__GOAL__. Your copy of the material below should match it exactly, except that it holds no pictures.

## BEGIN

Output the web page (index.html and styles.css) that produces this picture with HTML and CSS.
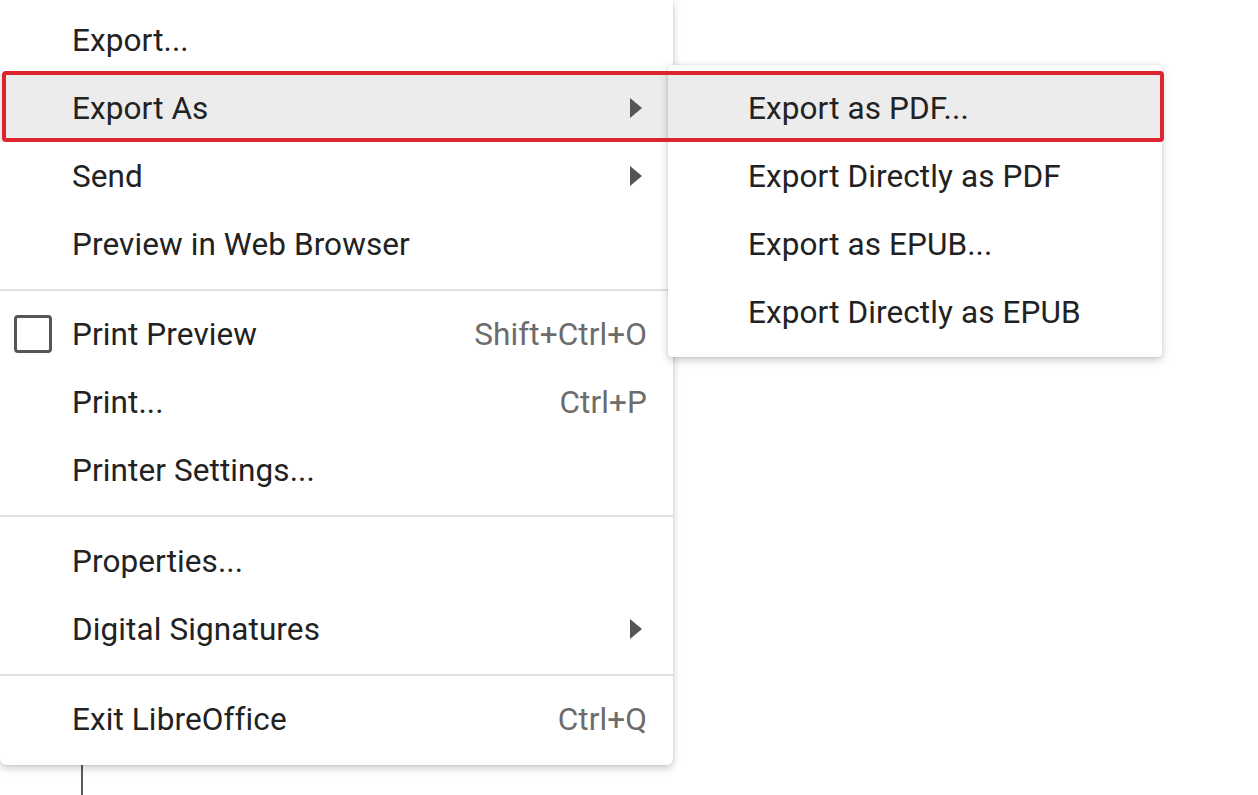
FILE: index.html
```html
<!DOCTYPE html>
<html lang="en">
<head>
<meta charset="utf-8">
<title>File menu – Export As</title>
<link rel="stylesheet" href="styles.css">
</head>
<body>
<div class="screen">
  <div class="document">
    <div class="page-edge"></div>
  </div>

  <div class="menu main-menu">
    <div class="item"><span class="label">Export...</span></div>
    <div class="item active"><span class="label">Export As</span><span class="arrow"></span></div>
    <div class="item"><span class="label">Send</span><span class="arrow"></span></div>
    <div class="item"><span class="label">Preview in Web Browser</span></div>
    <div class="sep"></div>
    <div class="item has-icon"><span class="check"></span><span class="label">Print Preview</span><span class="shortcut">Shift+Ctrl+O</span></div>
    <div class="item"><span class="label">Print...</span><span class="shortcut">Ctrl+P</span></div>
    <div class="item"><span class="label">Printer Settings...</span></div>
    <div class="sep sep-wide"></div>
    <div class="item"><span class="label">Properties...</span></div>
    <div class="item"><span class="label">Digital Signatures</span><span class="arrow"></span></div>
    <div class="sep"></div>
    <div class="item"><span class="label">Exit LibreOffice</span><span class="shortcut">Ctrl+Q</span></div>
  </div>

  <div class="menu sub-menu">
    <div class="item active"><span class="label">Export as PDF...</span></div>
    <div class="item"><span class="label">Export Directly as PDF</span></div>
    <div class="item"><span class="label">Export as EPUB...</span></div>
    <div class="item"><span class="label">Export Directly as EPUB</span></div>
  </div>

  <div class="callout"></div>
</div>
</body>
</html>
```

FILE: styles.css
```css
* { box-sizing: border-box; }

html, body {
  margin: 0;
  padding: 0;
  background: #ffffff;
}

body {
  font-family: Roboto, "Liberation Sans", Arial, sans-serif;
  color: #222222;
}

.screen {
  position: relative;
  width: 1258px;
  height: 795px;
  overflow: hidden;
  background: #ffffff;
}

.document {
  height: 100%;
  padding-left: 81px;
}

.page-edge {
  height: 100%;
  width: 2px;
  background: #5a5a5a;
}

.menu {
  position: absolute;
  background: #ffffff;
}

.main-menu {
  left: 0;
  top: 0;
  width: 673px;
  padding: 6px 0 12px;
  border-radius: 0 0 6px 6px;
  box-shadow: 0 3px 8px rgba(0, 0, 0, 0.22), 0 0 2px rgba(0, 0, 0, 0.12);
  z-index: 1;
}

.sub-menu {
  left: 668px;
  top: 65px;
  width: 494px;
  padding: 9px 0 11px;
  border-radius: 4px;
  box-shadow: 0 3px 8px rgba(0, 0, 0, 0.22), 0 0 2px rgba(0, 0, 0, 0.12);
  z-index: 2;
}

.item {
  display: flex;
  align-items: center;
  height: 68px;
  padding: 0 26px 0 72px;
  font-size: 31.5px;
  white-space: nowrap;
}

.sub-menu .item {
  padding-left: 80px;
}

.item.active {
  background: #ececec;
}

.item.has-icon {
  padding-left: 14px;
}

.check {
  width: 38px;
  height: 38px;
  border: 3.5px solid #555555;
  border-radius: 4px;
  margin-right: 20px;
  flex: none;
}

.label {
  flex: 1;
  letter-spacing: 0.1px;
}

.shortcut {
  color: #6c6c6c;
  letter-spacing: 0.1px;
}

.arrow {
  width: 0;
  height: 0;
  border-top: 10px solid transparent;
  border-bottom: 10px solid transparent;
  border-left: 12px solid #555555;
  margin-right: 5px;
}

.sep {
  height: 2px;
  margin: 11px 0 9px;
  background: #e0e0e0;
}

.sep-wide {
  margin: 11px 0 10px;
}

.callout {
  position: absolute;
  left: 2px;
  top: 71px;
  width: 1162px;
  height: 71px;
  border: 4.5px solid #dd2530;
  border-radius: 4px;
  z-index: 3;
  pointer-events: none;
}
```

## END

__ANSWER TO THIS TASK__.
Output the web page (index.html and styles.css) that produces this picture with HTML and CSS.
FILE: index.html
```html
<!DOCTYPE html>
<html lang="en">
<head>
<meta charset="utf-8">
<title>File menu – Export As</title>
<link rel="stylesheet" href="styles.css">
</head>
<body>
<div class="screen">
  <div class="document">
    <div class="page-edge"></div>
  </div>

  <div class="menu main-menu">
    <div class="item"><span class="label">Export...</span></div>
    <div class="item active"><span class="label">Export As</span><span class="arrow"></span></div>
    <div class="item"><span class="label">Send</span><span class="arrow"></span></div>
    <div class="item"><span class="label">Preview in Web Browser</span></div>
    <div class="sep"></div>
    <div class="item has-icon"><span class="check"></span><span class="label">Print Preview</span><span class="shortcut">Shift+Ctrl+O</span></div>
    <div class="item"><span class="label">Print...</span><span class="shortcut">Ctrl+P</span></div>
    <div class="item"><span class="label">Printer Settings...</span></div>
    <div class="sep sep-wide"></div>
    <div class="item"><span class="label">Properties...</span></div>
    <div class="item"><span class="label">Digital Signatures</span><span class="arrow"></span></div>
    <div class="sep"></div>
    <div class="item"><span class="label">Exit LibreOffice</span><span class="shortcut">Ctrl+Q</span></div>
  </div>

  <div class="menu sub-menu">
    <div class="item active"><span class="label">Export as PDF...</span></div>
    <div class="item"><span class="label">Export Directly as PDF</span></div>
    <div class="item"><span class="label">Export as EPUB...</span></div>
    <div class="item"><span class="label">Export Directly as EPUB</span></div>
  </div>

  <div class="callout"></div>
</div>
</body>
</html>
```

FILE: styles.css
```css
* { box-sizing: border-box; }

html, body {
  margin: 0;
  padding: 0;
  background: #ffffff;
}

body {
  font-family: Roboto, "Liberation Sans", Arial, sans-serif;
  color: #222222;
}

.screen {
  position: relative;
  width: 1258px;
  height: 795px;
  overflow: hidden;
  background: #ffffff;
}

.document {
  height: 100%;
  padding-left: 81px;
}

.page-edge {
  height: 100%;
  width: 2px;
  background: #5a5a5a;
}

.menu {
  position: absolute;
  background: #ffffff;
}

.main-menu {
  left: 0;
  top: 0;
  width: 673px;
  padding: 6px 0 12px;
  border-radius: 0 0 6px 6px;
  box-shadow: 0 3px 8px rgba(0, 0, 0, 0.22), 0 0 2px rgba(0, 0, 0, 0.12);
  z-index: 1;
}

.sub-menu {
  left: 668px;
  top: 65px;
  width: 494px;
  padding: 9px 0 11px;
  border-radius: 4px;
  box-shadow: 0 3px 8px rgba(0, 0, 0, 0.22), 0 0 2px rgba(0, 0, 0, 0.12);
  z-index: 2;
}

.item {
  display: flex;
  align-items: center;
  height: 68px;
  padding: 0 26px 0 72px;
  font-size: 31.5px;
  white-space: nowrap;
}

.sub-menu .item {
  padding-left: 80px;
}

.item.active {
  background: #ececec;
}

.item.has-icon {
  padding-left: 14px;
}

.check {
  width: 38px;
  height: 38px;
  border: 3.5px solid #555555;
  border-radius: 4px;
  margin-right: 20px;
  flex: none;
}

.label {
  flex: 1;
  letter-spacing: 0.1px;
}

.shortcut {
  color: #6c6c6c;
  letter-spacing: 0.1px;
}

.arrow {
  width: 0;
  height: 0;
  border-top: 10px solid transparent;
  border-bottom: 10px solid transparent;
  border-left: 12px solid #555555;
  margin-right: 5px;
}

.sep {
  height: 2px;
  margin: 11px 0 9px;
  background: #e0e0e0;
}

.sep-wide {
  margin: 11px 0 10px;
}

.callout {
  position: absolute;
  left: 2px;
  top: 71px;
  width: 1162px;
  height: 71px;
  border: 4.5px solid #dd2530;
  border-radius: 4px;
  z-index: 3;
  pointer-events: none;
}
```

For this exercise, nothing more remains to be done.